* begin MATERIAL *

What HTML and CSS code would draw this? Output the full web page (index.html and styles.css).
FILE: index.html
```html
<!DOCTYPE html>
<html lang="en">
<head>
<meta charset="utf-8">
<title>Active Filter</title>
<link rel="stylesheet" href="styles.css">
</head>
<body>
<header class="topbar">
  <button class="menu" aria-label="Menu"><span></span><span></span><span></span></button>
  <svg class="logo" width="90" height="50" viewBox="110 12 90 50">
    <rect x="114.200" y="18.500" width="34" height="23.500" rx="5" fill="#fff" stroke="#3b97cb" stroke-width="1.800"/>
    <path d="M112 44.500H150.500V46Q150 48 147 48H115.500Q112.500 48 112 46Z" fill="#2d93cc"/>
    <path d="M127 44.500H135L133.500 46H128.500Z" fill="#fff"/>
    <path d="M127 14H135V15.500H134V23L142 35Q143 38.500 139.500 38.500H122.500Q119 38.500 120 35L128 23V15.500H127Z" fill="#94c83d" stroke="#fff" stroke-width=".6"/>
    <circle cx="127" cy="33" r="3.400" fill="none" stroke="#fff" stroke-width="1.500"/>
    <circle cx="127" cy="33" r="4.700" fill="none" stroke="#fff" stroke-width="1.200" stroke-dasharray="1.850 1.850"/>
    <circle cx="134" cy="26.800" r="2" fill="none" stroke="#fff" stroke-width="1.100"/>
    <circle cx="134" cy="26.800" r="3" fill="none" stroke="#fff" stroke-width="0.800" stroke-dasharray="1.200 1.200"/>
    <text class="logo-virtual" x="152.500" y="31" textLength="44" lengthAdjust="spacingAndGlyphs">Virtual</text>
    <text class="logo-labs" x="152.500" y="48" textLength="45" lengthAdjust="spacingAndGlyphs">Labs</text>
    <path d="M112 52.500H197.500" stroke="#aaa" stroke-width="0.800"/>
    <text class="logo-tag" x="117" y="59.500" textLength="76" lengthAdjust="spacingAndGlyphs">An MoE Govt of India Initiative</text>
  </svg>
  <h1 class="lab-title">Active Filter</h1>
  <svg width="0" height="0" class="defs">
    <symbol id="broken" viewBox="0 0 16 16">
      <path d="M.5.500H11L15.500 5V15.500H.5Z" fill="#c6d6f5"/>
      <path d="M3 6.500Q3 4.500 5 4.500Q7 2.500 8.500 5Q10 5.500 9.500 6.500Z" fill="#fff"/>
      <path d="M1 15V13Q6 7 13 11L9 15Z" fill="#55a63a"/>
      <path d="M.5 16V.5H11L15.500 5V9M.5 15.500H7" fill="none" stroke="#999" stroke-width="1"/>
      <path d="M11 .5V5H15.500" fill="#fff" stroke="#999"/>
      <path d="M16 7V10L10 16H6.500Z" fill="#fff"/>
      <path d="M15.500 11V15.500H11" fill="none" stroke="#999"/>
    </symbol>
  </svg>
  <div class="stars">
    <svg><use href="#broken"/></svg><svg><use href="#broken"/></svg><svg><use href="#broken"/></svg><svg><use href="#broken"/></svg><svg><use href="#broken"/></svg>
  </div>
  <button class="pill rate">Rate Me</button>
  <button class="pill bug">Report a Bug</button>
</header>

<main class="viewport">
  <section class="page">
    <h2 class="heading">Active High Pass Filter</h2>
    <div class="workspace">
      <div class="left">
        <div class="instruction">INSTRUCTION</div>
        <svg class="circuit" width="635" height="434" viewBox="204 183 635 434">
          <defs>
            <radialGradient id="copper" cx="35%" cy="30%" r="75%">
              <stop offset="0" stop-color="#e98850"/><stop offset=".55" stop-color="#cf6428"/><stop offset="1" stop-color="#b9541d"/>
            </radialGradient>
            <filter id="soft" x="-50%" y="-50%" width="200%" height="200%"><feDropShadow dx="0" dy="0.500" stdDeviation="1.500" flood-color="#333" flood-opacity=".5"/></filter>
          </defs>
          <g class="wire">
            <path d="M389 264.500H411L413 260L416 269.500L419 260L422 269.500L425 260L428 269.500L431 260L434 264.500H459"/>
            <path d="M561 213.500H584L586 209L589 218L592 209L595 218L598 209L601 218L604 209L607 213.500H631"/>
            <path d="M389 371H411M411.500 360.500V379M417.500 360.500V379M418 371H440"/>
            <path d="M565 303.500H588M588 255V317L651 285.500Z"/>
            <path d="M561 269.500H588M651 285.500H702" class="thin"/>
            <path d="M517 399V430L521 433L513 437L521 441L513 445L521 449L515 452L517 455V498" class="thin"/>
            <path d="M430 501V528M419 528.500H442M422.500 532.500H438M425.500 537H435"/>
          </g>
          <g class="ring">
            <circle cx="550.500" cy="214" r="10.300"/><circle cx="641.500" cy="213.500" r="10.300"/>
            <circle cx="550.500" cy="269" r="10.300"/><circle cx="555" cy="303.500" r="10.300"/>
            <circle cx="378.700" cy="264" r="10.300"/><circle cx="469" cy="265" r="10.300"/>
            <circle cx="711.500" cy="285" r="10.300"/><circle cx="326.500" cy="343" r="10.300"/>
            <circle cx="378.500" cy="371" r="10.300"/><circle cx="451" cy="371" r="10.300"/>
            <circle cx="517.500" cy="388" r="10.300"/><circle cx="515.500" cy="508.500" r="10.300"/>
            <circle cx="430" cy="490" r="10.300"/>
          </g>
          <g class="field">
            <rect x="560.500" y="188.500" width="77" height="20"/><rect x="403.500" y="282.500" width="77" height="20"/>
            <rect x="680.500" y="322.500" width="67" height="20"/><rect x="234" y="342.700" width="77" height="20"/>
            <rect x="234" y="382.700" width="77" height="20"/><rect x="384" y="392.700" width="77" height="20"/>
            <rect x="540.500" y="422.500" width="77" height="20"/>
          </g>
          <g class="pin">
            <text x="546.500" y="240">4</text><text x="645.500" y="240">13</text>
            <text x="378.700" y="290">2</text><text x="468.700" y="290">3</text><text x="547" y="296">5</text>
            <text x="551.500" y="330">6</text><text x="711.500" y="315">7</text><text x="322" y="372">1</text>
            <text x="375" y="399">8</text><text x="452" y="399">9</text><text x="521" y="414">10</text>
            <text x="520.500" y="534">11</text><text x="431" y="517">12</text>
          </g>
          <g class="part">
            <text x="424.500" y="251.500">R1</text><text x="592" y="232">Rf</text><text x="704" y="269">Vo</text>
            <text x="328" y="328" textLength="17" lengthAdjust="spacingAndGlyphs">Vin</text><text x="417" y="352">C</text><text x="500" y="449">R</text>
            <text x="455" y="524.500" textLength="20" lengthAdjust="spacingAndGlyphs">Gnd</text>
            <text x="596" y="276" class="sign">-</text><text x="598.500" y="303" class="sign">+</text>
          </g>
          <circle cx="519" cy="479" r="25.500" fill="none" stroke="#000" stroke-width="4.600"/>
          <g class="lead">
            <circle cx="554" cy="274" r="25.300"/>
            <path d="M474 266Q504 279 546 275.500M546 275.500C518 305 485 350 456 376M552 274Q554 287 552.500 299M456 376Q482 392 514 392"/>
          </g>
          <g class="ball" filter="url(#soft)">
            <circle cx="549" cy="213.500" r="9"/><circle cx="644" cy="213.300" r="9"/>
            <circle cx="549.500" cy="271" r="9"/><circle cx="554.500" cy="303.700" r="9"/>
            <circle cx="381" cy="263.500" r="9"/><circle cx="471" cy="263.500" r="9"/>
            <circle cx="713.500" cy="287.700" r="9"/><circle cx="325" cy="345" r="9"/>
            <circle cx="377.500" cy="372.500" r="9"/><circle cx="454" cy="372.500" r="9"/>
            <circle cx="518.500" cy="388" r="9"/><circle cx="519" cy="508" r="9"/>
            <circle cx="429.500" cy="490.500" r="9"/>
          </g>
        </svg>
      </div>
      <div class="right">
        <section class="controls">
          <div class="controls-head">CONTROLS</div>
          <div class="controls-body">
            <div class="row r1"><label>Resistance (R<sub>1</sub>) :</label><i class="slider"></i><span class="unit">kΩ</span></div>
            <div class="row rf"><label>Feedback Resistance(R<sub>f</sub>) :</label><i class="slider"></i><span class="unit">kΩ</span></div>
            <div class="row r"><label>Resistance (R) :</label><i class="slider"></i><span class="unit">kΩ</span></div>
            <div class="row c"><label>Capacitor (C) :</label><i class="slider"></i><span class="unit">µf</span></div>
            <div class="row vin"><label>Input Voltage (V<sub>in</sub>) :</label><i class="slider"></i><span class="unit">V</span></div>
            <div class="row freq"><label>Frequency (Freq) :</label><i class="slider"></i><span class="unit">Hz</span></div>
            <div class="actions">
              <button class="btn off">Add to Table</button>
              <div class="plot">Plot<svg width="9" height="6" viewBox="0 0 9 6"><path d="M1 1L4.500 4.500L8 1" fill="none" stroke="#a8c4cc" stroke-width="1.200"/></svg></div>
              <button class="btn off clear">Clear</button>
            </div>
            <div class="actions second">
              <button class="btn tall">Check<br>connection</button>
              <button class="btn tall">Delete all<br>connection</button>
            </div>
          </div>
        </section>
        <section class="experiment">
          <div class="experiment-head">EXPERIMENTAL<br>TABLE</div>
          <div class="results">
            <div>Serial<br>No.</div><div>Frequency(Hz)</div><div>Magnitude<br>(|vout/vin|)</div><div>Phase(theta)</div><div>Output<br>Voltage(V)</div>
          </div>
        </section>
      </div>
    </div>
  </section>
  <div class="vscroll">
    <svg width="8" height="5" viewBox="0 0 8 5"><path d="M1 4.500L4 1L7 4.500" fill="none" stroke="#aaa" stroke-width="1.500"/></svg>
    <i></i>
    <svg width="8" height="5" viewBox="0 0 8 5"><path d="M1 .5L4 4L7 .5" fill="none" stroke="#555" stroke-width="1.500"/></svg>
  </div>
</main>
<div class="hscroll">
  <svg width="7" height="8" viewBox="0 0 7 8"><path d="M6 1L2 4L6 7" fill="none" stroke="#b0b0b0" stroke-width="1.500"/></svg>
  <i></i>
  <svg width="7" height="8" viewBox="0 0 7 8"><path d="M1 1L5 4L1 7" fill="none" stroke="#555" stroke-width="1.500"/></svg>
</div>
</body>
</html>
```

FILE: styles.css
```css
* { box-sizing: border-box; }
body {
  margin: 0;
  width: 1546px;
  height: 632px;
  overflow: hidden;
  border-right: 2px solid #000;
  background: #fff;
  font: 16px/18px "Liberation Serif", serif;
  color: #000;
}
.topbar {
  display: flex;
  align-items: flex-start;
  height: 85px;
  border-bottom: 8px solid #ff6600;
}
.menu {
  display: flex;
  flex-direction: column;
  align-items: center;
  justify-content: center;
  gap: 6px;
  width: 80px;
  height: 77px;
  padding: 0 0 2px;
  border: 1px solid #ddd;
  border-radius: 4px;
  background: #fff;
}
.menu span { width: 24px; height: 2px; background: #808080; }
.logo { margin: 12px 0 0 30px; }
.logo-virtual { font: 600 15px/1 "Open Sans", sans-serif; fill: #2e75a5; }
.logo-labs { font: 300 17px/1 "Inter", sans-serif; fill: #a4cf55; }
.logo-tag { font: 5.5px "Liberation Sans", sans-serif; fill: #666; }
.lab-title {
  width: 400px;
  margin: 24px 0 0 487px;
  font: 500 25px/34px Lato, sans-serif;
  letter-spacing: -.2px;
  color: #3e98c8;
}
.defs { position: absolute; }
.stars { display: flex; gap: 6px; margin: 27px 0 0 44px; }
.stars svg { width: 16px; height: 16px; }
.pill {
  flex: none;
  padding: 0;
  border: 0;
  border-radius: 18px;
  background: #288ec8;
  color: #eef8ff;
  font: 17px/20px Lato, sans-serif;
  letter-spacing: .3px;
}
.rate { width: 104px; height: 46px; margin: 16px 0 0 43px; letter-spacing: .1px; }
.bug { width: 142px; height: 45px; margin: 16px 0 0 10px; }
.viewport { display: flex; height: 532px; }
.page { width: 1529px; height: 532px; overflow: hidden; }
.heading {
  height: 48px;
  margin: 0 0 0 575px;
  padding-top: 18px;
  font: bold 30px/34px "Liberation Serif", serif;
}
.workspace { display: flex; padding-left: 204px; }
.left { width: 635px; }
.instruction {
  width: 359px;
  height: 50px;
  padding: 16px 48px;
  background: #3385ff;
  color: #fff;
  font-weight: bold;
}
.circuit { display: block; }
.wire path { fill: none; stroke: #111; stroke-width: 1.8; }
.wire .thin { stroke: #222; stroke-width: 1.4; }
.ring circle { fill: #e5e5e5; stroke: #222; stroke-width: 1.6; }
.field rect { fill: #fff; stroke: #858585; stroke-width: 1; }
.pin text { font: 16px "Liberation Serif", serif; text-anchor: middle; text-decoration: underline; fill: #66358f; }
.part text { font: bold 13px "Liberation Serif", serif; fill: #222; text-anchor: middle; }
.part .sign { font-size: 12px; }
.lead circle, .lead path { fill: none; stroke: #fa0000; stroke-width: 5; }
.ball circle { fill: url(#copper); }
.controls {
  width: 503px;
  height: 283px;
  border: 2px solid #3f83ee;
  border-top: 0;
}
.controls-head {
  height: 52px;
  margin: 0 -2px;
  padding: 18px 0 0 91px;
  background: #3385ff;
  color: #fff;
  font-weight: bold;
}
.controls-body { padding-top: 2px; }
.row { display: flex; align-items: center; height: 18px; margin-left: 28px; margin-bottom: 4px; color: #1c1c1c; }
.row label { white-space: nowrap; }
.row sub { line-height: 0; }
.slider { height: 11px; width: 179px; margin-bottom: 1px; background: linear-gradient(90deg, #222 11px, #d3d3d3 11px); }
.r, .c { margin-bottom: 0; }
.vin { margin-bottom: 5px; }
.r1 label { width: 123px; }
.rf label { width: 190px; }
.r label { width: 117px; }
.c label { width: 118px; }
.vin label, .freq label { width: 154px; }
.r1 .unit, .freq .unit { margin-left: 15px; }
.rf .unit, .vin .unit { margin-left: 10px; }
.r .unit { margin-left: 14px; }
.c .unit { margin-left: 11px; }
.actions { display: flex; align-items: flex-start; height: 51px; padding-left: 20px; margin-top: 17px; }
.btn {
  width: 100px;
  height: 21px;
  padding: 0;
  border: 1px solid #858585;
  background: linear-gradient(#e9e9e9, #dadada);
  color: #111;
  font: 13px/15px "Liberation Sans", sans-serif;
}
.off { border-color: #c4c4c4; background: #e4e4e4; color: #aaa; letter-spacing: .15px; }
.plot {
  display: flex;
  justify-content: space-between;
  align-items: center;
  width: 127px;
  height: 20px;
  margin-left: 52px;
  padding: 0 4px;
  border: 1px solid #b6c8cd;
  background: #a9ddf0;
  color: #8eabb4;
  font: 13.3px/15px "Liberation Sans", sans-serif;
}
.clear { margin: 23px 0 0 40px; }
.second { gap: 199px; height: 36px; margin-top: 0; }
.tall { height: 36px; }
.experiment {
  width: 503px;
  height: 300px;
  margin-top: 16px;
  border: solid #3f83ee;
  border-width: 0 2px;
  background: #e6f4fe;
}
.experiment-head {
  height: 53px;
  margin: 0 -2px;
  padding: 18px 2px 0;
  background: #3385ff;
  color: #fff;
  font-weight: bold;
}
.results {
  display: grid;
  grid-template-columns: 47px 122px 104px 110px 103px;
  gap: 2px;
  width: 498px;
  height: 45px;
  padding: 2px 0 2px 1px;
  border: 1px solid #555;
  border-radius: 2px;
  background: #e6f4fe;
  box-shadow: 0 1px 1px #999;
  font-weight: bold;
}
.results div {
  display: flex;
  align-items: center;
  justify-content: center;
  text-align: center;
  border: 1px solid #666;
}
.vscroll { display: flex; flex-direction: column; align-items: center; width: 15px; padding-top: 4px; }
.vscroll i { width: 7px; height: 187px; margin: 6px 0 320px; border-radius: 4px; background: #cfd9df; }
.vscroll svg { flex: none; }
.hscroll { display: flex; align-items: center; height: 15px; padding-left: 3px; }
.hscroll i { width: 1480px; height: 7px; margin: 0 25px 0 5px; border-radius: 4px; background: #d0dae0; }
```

* end MATERIAL *

* TASK PROMPT:
Go through the data and gather every line that holds "Output".

* EXERCISE RESPONSE:
What HTML and CSS code would draw this? Output the full web page (index.html and styles.css).
            <div>Serial<br>No.</div><div>Frequency(Hz)</div><div>Magnitude<br>(|vout/vin|)</div><div>Phase(theta)</div><div>Output<br>Voltage(V)</div>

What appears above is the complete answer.